Economic nexus in Michigan triggers at $100,000 in sales or 200 transactions to Michigan customers in the previous calendar year. Once you cross that threshold, you must register, collect 6% on taxable sales, and file returns.
But knowing what to tax becomes the challenge. Food subscription boxes, meal kits, dietary supplements, and gift baskets require line-item analysis.
Sales tax software can calculate Michigan’s 6% rate, but misconfiguration leads to costly errors. Hands Off Sales Tax offers a Free Sales Tax Software Review to identify configuration errors before they become audit liabilities.
Restaurant and Food Service Businesses: Compliance Essentials
If you operate a restaurant, café, food truck, or catering business in Michigan, you’re collecting 6% sales tax on virtually everything you sell.
Key requirements:
- Registration: Obtain a Michigan sales tax license before making your first taxable sale
- Collection: Charge 6% on the total bill, including food and beverages
- Filing: Submit returns monthly, quarterly, or annually based on your volume
- Record-keeping: Maintain detailed sales records
Hands Off Sales Tax manages filing obligations across all jurisdictions, including monthly Michigan returns. We track changing thresholds, handle notice responses, and ensure you’re compliant everywhere you have nexus.
Common Mistakes and Audit Triggers
Michigan businesses make predictable errors:
Treating all grocery sales as exempt: Grocery stores selling hot deli items, prepared sandwiches, or bakery goods with seating must charge tax. Blanket exemptions create underreporting.
Taxing baby food and formula: These items are always exempt, but some systems incorrectly apply tax.
Misclassifying cold prepared foods: That grab-and-go salad or cold sandwich often qualifies as exempt, but retailers sometimes over-collect.
Vending machine exemptions: Operators sometimes fail to collect tax, treating vending sales like grocery purchases.
The Michigan Department of Treasury conducts sales tax audits, and food sellers receive particular scrutiny. Hands Off Sales Tax provides Audit Defense services, organizing records and advocating during examinations to minimize liability.
Why Professional Help Matters for Food Sellers
Food taxation seems straightforward until you’re operating across multiple states, each with different definitions of “prepared,” “grocery,” and “immediate consumption.”
Consider the complexity:
- Michigan: Unprepared food exempt, prepared food taxable at 6%
- Illinois: Groceries taxed at 1%, prepared food at full rate
- California: Most groceries exempt, hot prepared foods taxable
- Pennsylvania: Most food exempt, but candy and gum taxable
An e-commerce meal kit company selling to all four states needs four different tax treatments for potentially the same product.

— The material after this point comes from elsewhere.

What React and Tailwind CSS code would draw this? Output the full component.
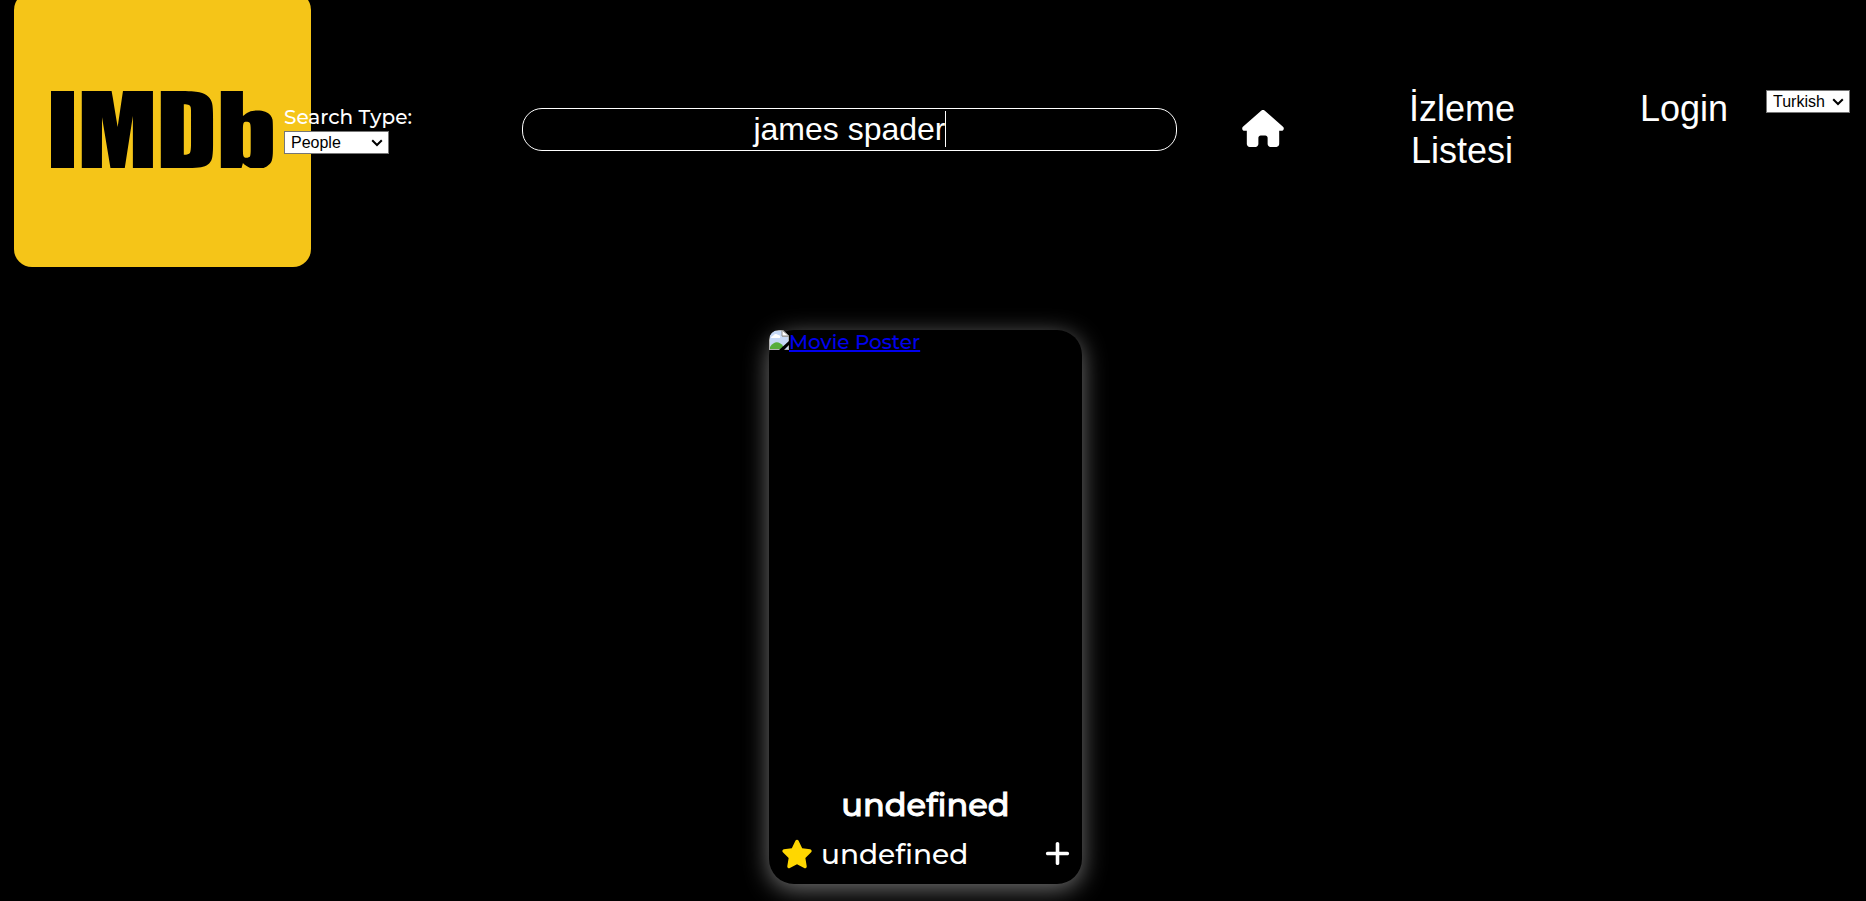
import { useState } from "react";
import { FaHouse, FaPlus, FaStar } from "react-icons/fa6";
import { SiImdb } from "react-icons/si";

function Select({ id, label, value, onChange, options }) {
  return (
    <div className="relative">
      <select
        id={id}
        aria-label={label}
        value={value}
        onChange={(e) => onChange(e.target.value)}
        className="block h-[23px] w-full appearance-none border border-[#767676] bg-white pl-[6px] font-['Liberation_Sans',sans-serif] text-[16px] leading-[20px] text-black"
      >
        {options.map((option) => (
          <option key={option}>{option}</option>
        ))}
      </select>
      <svg
        viewBox="0 0 12 8"
        aria-hidden="true"
        className="pointer-events-none absolute right-[6px] top-2 h-2 w-3"
        fill="none"
        stroke="#000"
        strokeWidth="2"
      >
        <path d="M1.200 1.200 6 6l4.800-4.800" />
      </svg>
    </div>
  );
}

function Logo() {
  return (
    <a
      href="#home"
      aria-label="IMDb"
      className="-mt-2 flex h-[275px] w-[297px] shrink-0 items-center justify-center rounded-[18px] bg-[#f5c518]"
    >
      <SiImdb
        viewBox="2.89 8.26 18.55 7.37"
        preserveAspectRatio="none"
        className="h-[77px] w-[224px] text-black"
      />
    </a>
  );
}

function SearchType() {
  const [type, setType] = useState("People");
  return (
    <div className="-ml-[27px] mt-[104px] w-[140px] shrink-0">
      <label htmlFor="search-type" className="block pb-px text-[20px] leading-[26px] whitespace-nowrap">
        Search Type:
      </label>
      <div className="w-[105px]">
        <Select id="search-type" value={type} onChange={setType} options={["Movies", "People"]} />
      </div>
    </div>
  );
}

function SearchBox() {
  return (
    <div className="relative ml-[98px] mt-[108px] h-[43px] flex-1">
      <input
        type="text"
        aria-label="Search"
        defaultValue="james spader"
        className="h-full w-full rounded-[20px] border border-white bg-black text-center font-['Liberation_Sans',sans-serif] text-[32px] leading-[37px] text-white outline-none"
      />
      <span
        aria-hidden="true"
        className="pointer-events-none absolute left-1/2 top-[3px] ml-24 h-9 w-px bg-white"
      />
    </div>
  );
}

function Header() {
  const [language, setLanguage] = useState("Turkish");
  return (
    <header className="flex items-start pl-[14px] pr-4">
      <Logo />
      <SearchType />
      <SearchBox />
      <nav className="flex items-start font-['Liberation_Sans',sans-serif] text-[36px] font-normal leading-[42px]">
        <a href="#home" aria-label="Home" className="ml-[65px] mt-[110px]">
          <FaHouse className="h-[37px] w-[42px]" />
        </a>
        <a href="#watchlist" className="ml-[119px] mt-[88px] w-[118px] text-center">
          İzleme Listesi
        </a>
        <a href="#login" className="ml-[119px] mt-[88px]">
          Login
        </a>
      </nav>
      <div className="ml-[38px] mt-[90px] w-[84px]">
        <Select label="Language" value={language} onChange={setLanguage} options={["Turkish", "English"]} />
      </div>
    </header>
  );
}

function BrokenImage() {
  return (
    <svg viewBox="0 0 20 20" className="h-5 w-5 shrink-0 rounded-tl-[10px]" aria-hidden="true">
      <path d="M0 0h14l6 6v14H0z" fill="#b4b4b4" />
      <path d="M1 1h12v6h6v12H1z" fill="#c6d9f7" />
      <path d="M2 8a2 2 0 0 1 2-2 3 3 0 0 1 5-1 2 2 0 0 1 2 3z" fill="#fff" />
      <path d="M1 19v-2c4-6 9-6 13-1v3z" fill="#57ad3c" />
      <path d="M13 0v6h7z" fill="#fff" stroke="#8c8c8c" />
      <path d="M10 20 20 11v4l-5 5z" fill="#000" />
    </svg>
  );
}

function PersonCard() {
  return (
    <article className="flex h-[554px] w-[313px] flex-col rounded-[25px] bg-black shadow-[0_5px_25px_rgba(255,255,255,0.45)]">
      <a href="#person" className="flex flex-1 items-start text-[20px] leading-[24px] text-[#0000ee] underline">
        <BrokenImage />
        Movie Poster
      </a>
      <h2 className="text-center text-[32px] leading-[40px] [-webkit-text-stroke:1px_white]">undefined</h2>
      <div className="flex h-[59px] items-center px-3 pb-[2px]">
        <FaStar className="h-[30px] w-[32px] text-[#ffd700]" />
        <span className="ml-2 flex-1 text-[28px] leading-[36px]">undefined</span>
        <button type="button" aria-label="Add to watchlist">
          <FaPlus className="h-[29px] w-[25px]" />
        </button>
      </div>
    </article>
  );
}

export default function App() {
  return (
    <div className="min-h-screen bg-black font-['Montserrat','Inter',sans-serif] font-medium text-white">
      <Header />
      <main className="flex justify-center pb-4 pr-[15px] pt-[63px]">
        <PersonCard />
      </main>
    </div>
  );
}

Hands Off Sales Tax specializes in multi-state compliance, particularly for businesses with complex product catalogs. Founded in 1999 by Mike Espenshade, with parent company TaxMatrix serving North America’s largest companies, we bring enterprise-level expertise to businesses of all sizes.
Our comprehensive services:
- Nexus Analysis: Determine exactly where you have collection obligations
- Registration Services: Handle applications in all required states
- Automated Filing: Prepare and submit returns monthly, quarterly, or annually
- Software Configuration: Optimize TaxJar, Avalara, or other platforms
Take the Complexity Off Your Plate
Understanding Michigan’s food tax rules is just the beginning. When you’re selling across state lines, managing nexus in multiple jurisdictions, and trying to grow your business, sales tax compliance becomes a time drain.

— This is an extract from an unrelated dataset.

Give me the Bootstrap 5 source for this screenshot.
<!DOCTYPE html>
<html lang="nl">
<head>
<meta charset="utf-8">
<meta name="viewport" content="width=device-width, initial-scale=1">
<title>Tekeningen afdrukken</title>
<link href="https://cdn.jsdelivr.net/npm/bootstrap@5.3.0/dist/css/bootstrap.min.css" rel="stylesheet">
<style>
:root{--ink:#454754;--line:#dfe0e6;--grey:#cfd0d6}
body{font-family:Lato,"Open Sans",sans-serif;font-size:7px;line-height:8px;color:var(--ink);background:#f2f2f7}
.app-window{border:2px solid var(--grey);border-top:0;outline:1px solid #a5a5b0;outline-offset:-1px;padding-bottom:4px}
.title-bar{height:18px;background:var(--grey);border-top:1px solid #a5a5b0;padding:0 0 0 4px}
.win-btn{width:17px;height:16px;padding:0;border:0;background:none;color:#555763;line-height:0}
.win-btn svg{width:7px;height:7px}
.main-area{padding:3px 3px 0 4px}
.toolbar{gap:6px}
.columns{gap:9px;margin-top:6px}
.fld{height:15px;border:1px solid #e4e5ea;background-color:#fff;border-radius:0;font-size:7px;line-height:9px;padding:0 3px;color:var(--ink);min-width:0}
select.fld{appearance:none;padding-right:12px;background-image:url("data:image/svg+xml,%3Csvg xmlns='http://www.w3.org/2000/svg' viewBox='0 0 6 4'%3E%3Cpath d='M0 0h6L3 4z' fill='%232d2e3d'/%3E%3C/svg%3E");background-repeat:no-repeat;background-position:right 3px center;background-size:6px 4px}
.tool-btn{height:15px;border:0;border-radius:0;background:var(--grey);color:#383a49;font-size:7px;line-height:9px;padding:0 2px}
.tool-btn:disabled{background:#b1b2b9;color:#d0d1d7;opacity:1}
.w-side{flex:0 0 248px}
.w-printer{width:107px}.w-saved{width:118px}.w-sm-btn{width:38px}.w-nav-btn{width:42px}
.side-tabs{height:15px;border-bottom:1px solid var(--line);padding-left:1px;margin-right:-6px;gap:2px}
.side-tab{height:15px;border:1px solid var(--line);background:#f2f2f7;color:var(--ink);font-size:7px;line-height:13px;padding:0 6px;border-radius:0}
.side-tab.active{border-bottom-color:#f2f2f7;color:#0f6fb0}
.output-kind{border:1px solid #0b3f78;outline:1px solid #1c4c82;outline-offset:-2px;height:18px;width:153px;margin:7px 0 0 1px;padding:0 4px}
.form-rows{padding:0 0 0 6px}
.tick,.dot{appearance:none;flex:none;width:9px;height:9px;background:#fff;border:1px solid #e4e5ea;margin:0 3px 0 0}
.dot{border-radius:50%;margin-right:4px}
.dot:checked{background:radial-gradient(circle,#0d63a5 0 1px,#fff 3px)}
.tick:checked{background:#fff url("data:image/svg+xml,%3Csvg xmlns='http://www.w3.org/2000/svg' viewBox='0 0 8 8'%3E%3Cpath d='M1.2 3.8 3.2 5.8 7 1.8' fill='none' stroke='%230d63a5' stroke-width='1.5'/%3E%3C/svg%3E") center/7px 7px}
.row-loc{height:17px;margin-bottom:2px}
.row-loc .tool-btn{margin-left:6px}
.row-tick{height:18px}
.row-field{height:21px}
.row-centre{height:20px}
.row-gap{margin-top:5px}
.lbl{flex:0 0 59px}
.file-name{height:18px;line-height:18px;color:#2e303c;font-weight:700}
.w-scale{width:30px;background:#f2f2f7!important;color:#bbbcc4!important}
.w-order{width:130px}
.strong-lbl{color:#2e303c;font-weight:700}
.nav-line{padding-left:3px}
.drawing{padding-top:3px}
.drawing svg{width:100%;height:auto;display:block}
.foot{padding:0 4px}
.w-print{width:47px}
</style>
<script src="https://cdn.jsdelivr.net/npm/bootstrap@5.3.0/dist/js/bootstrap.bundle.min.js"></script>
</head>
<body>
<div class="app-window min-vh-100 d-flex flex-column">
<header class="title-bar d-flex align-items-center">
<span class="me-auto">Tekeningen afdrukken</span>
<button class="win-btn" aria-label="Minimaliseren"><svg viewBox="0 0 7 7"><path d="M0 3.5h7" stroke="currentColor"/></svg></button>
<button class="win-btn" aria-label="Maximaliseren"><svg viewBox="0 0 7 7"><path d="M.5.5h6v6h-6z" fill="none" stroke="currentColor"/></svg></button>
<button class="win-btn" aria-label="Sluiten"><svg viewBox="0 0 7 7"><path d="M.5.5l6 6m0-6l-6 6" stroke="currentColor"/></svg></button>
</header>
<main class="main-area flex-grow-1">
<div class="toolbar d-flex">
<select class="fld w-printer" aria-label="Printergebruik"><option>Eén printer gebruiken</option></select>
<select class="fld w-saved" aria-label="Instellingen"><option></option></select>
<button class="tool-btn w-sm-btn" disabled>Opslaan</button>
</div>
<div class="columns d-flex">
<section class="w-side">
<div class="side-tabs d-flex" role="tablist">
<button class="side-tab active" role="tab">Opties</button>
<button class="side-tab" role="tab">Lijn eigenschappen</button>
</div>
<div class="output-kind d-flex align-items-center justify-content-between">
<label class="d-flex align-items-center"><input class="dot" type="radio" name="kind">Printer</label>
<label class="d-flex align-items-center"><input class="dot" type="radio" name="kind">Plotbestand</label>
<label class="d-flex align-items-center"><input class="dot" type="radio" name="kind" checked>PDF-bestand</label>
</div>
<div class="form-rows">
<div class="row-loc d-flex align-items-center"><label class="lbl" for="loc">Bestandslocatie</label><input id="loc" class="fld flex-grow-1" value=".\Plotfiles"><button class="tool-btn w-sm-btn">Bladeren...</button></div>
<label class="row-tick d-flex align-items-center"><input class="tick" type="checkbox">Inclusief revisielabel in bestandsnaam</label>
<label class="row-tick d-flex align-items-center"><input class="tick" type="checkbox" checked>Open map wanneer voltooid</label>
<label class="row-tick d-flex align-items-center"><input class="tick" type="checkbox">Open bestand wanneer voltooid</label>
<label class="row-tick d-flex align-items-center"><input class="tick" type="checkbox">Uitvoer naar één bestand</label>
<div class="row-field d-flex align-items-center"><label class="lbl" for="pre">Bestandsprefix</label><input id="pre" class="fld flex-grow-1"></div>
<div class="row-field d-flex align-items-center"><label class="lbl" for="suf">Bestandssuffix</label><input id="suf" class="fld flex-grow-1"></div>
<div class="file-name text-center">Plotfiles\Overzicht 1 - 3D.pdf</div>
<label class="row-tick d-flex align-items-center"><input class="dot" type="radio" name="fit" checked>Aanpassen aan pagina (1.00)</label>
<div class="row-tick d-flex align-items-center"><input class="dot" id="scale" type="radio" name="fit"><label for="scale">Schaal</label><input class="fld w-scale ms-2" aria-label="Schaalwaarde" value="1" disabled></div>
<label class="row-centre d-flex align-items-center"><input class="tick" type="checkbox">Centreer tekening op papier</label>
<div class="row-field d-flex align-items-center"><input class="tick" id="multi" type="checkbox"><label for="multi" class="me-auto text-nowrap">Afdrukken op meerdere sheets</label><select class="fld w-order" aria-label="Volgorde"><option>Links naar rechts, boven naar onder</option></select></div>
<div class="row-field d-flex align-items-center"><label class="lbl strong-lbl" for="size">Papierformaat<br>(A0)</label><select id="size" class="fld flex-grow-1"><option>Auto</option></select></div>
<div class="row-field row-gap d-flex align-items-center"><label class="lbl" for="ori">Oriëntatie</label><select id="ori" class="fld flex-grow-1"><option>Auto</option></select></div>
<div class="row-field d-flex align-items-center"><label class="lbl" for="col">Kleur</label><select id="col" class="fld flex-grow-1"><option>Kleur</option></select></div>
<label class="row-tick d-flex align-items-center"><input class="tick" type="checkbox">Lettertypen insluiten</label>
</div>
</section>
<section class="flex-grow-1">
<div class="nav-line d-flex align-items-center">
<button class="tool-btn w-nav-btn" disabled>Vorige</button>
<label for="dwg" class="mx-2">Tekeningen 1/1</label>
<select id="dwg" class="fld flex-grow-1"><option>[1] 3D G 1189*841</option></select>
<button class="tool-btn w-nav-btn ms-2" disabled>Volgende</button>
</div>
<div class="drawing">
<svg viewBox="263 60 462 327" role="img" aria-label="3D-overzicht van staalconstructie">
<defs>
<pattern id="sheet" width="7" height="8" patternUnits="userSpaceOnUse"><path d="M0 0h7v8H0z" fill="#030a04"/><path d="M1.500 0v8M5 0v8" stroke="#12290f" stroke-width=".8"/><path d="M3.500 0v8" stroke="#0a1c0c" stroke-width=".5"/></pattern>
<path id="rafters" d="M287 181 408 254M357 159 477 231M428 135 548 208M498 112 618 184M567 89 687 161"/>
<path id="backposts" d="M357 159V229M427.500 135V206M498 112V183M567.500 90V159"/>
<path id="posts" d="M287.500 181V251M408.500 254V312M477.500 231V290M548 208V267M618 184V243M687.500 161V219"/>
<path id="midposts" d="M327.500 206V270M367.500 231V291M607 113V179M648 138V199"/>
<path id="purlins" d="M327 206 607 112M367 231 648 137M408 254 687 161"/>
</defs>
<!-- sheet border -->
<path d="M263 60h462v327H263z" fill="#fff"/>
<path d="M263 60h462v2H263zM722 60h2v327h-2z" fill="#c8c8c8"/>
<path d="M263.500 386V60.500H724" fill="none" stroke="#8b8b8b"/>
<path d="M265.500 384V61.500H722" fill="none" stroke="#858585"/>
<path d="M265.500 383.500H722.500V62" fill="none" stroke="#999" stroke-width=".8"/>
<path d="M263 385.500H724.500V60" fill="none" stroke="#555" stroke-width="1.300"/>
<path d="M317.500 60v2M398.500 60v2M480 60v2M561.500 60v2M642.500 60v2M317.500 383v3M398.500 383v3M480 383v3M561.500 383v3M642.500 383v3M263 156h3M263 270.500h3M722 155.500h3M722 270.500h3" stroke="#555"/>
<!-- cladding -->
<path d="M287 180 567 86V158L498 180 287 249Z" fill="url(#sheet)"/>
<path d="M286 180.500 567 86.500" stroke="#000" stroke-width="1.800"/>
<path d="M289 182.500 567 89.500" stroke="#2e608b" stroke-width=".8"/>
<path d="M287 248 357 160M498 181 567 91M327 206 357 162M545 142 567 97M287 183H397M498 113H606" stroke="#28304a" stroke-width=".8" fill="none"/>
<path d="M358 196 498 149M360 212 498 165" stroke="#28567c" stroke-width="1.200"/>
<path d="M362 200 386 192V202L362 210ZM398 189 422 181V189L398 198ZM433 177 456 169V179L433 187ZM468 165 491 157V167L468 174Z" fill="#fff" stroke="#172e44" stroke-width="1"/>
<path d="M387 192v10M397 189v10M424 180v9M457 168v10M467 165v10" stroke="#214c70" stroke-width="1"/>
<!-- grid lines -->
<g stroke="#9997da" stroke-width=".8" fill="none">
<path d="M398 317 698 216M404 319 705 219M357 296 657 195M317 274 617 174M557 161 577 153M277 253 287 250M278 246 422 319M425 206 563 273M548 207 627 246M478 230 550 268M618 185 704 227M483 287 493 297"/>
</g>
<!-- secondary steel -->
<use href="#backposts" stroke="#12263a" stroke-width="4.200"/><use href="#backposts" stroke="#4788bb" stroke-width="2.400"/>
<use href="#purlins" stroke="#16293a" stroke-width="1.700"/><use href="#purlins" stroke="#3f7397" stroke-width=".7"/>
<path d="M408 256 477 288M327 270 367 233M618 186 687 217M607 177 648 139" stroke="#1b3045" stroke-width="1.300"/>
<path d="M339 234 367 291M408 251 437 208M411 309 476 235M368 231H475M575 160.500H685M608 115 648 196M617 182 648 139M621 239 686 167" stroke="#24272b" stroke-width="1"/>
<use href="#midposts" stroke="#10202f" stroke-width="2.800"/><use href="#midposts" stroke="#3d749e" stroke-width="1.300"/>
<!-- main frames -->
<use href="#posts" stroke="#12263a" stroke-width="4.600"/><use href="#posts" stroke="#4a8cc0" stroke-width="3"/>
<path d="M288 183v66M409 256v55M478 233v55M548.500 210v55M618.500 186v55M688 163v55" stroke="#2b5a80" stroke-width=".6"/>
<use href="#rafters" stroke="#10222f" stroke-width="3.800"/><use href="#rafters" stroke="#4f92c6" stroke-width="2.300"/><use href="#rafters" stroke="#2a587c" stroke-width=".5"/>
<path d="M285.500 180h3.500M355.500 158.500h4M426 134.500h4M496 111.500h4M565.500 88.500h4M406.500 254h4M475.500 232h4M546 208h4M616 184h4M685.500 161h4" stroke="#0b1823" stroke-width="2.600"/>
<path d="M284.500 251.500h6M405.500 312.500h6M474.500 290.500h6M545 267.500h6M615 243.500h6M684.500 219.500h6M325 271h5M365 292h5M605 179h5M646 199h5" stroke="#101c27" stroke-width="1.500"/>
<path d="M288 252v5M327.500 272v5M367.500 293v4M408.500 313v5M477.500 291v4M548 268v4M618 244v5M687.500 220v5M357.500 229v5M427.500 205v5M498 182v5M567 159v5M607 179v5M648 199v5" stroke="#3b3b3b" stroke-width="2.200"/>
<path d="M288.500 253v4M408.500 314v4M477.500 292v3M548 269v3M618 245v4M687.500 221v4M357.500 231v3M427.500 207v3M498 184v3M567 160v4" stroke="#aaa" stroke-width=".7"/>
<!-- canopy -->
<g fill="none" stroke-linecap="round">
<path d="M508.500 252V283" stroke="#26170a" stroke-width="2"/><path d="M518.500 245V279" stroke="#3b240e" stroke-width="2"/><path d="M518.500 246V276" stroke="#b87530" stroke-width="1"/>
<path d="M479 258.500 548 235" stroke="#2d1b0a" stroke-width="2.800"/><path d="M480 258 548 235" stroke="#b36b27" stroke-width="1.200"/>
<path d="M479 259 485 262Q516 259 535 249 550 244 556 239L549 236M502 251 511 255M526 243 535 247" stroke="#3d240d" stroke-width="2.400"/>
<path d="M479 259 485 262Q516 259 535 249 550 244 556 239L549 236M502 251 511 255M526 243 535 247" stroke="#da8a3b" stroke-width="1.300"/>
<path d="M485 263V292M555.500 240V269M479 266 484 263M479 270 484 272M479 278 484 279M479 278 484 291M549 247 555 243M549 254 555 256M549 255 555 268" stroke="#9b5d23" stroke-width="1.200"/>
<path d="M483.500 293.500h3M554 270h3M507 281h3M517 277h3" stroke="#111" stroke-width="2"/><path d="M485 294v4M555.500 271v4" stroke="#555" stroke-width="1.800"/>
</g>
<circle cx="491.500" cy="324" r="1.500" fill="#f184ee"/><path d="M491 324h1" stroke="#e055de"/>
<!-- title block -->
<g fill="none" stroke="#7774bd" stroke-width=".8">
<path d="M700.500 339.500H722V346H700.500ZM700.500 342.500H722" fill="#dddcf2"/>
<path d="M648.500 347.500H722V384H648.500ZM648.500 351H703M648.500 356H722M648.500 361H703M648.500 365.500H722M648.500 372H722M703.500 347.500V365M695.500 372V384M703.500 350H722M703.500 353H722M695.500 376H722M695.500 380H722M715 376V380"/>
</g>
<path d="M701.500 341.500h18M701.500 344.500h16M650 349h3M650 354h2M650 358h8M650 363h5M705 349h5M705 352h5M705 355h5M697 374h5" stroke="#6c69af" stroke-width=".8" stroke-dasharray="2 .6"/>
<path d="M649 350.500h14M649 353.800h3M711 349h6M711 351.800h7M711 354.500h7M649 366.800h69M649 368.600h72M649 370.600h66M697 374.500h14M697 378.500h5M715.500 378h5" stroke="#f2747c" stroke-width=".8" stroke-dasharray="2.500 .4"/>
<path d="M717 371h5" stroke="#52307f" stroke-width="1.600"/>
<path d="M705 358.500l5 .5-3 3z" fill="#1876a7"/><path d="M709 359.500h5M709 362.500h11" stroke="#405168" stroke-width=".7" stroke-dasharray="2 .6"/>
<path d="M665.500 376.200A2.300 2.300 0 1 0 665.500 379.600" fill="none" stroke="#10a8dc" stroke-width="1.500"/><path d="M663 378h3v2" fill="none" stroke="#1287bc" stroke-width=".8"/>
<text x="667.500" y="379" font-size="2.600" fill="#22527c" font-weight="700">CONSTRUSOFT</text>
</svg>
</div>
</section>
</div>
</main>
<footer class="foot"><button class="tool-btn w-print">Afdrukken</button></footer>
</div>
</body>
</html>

At Hands Off Sales Tax, we’ve focused exclusively on sales tax services for over 25 years. We handle the research, registration, filing, and ongoing compliance so you can focus on your core business.
Ready to simplify your sales tax obligations? Contact Hands Off Sales Tax today to discuss your multi-state compliance needs or schedule a free consultation. You handle the sales, we handle the tax.
Download our “10 Sales Tax Mistakes E-Commerce Sellers Make” e-book to identify common pitfalls before they become problems.
Frequently Asked Questions
Is there sales tax on groceries in Michigan?
No, Michigan exempts most unprepared food for home consumption from sales tax. This includes fresh produce, meat, dairy, bread, canned goods, and similar grocery items. However, prepared foods, restaurant meals, and ready-to-drink beverages are taxable at 6%.
Do I pay sales tax on restaurant takeout in Michigan?
Yes, restaurant meals are taxable whether dine-in or carryout. Michigan treats all prepared food sold by restaurants as taxable at the 6% rate, including delivery orders and to-go meals.
Are bakery items taxable in Michigan?
It depends. A loaf of bread is always exempt. Individual pastries, cookies, or donuts sold cold without utensils are generally exempt. But if sold warm, with plates/forks, or with seating provided, they become taxable as prepared food.
Is there sales tax on bottled water in Michigan?
No, bottled water is exempt from Michigan sales tax. Sealed containers of beverages sold as groceries are generally exempt as food for home consumption.
Do vending machines charge sales tax in Michigan?
Yes, food and beverages sold through vending machines are taxable at 6% in Michigan, even if the same item would be exempt when purchased in a grocery store. Michigan treats vending sales as prepared food transactions.
What’s the penalty for not collecting sales tax on prepared food in Michigan?
Businesses that fail to collect required sales tax face penalties of 5% of the tax due, plus interest at statutory rates. The business remains liable for uncollected tax even if customers weren’t charged.